Keys to Organic Writing
Let narrative forces rather than formulas drive your story forward. Imagine a giant ball of clay being held by a group of people. As one person presses against the clay it changes shape.
The clay is your story; the people surrounding it represent the narrative forces pressing in on it. For example:
- Believability: The characters in your story need to act in contextually believable ways. All the time.
- Causality: Everything that happens in a story will be caused by the thing that precedes it.
- Inevitability & Surprise: The end of every scene must not just be logical, but, in retrospect, the only possible conclusion to that scene. Scenes will end in a way that’s unexpected and yet satisfying to readers.
- Escalation: The tension must continue to escalate, scene by scene, until it reaches a climax after which nothing is ever the same again.
- Scenes & Setbacks: If nothing is altered, you do not have a scene. If your characters solve something without a setback, you do not have a story – you have a setup for a story, an event, but that’s all.
- Continuity: Think of pace as the speed at which things are happening, think of narrative energy as the momentum that’s carrying them along.
- Story & Genre Conventions: Readers enter a story with expectations based on their understanding of story and of the genre they’re reading. You need to know the principles of storytelling and be familiar enough with genre conventions to meet or exceed your readers’ expectations without resorting to using cliches.

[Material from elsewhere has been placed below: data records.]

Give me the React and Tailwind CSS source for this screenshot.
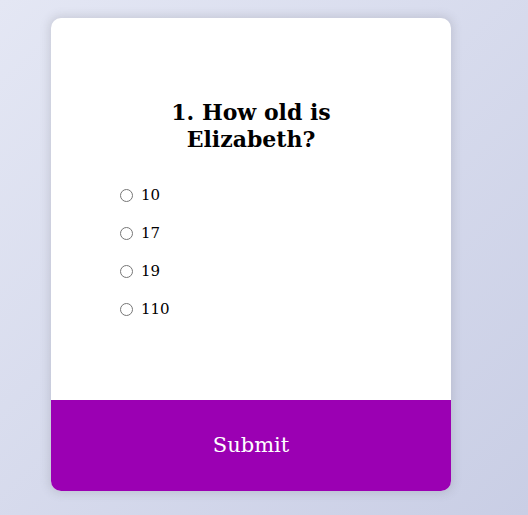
import React from "react";

const options = ["10", "17", "19", "110"];

export default function App() {
  return (
    <div className="min-h-[515px] bg-gradient-to-br from-[#e4e7f4] to-[#c9cee5] pt-[18px] font-['DejaVu_Serif',serif]">
      <div className="ml-[51px] w-[400px] overflow-hidden rounded-[10px] bg-white shadow-[0_0_10px_2px_rgba(100,100,111,0.2)]">
        <div className="px-16 pt-[81px] pb-[72px]">
          <h2 className="text-center text-[22px] font-bold leading-[27px] text-black">
            1. How old is
            <br />
            Elizabeth?
          </h2>
          <ul className="mt-[23px]">
            {options.map((opt) => (
              <li key={opt} className="flex h-[38px] items-center text-[15px] text-black">
                <input type="radio" name="answer" className="ml-[5px] mr-[8px] size-[13px]" />
                <label>{opt}</label>
              </li>
            ))}
          </ul>
        </div>
        <button
          type="button"
          className="block h-[91px] w-full bg-[#9b00b3] text-[21px] text-white"
        >
          Submit
        </button>
      </div>
    </div>
  );
}
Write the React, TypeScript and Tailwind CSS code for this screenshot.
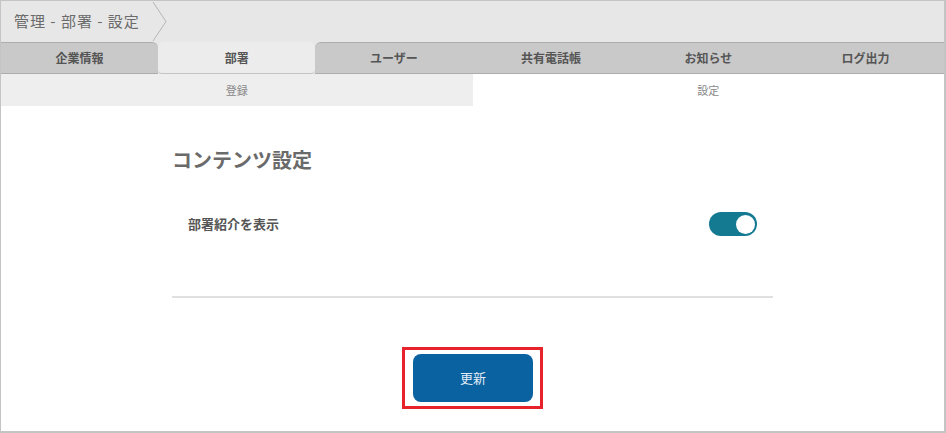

When you know the right questions to ask, your story will unfold in unique, unpredictable and fulfilling ways.
- Does this scene ratchet up the tension of the one before it?
- How can I make things worse?
- What would this character naturally do in this situation?
- Is he properly motivated to take this action?
- Is this event caused by what precedes it?
- How can what I want to happen bow to what needs to happen based on the context?
Inevitability & Surprise:
- Does this scene end in a way that’s both unexpected and yet inevitable?
- How can I assure that readers don’t see the twist coming?
Scenes & Setbacks:
- Have I inadvertently included scenes just for character development?
- Is there an interlude or moment of reorientation between each scene?
- Do my revelations happen at the right moments within the story?
- Have I used foreshadowing to eliminate coincidences, especially at the climax?
Story & Genre Expectations:
- What requisite scenes are inherent to this genre and to this story?
- How can I render them in a way that’s not cliched?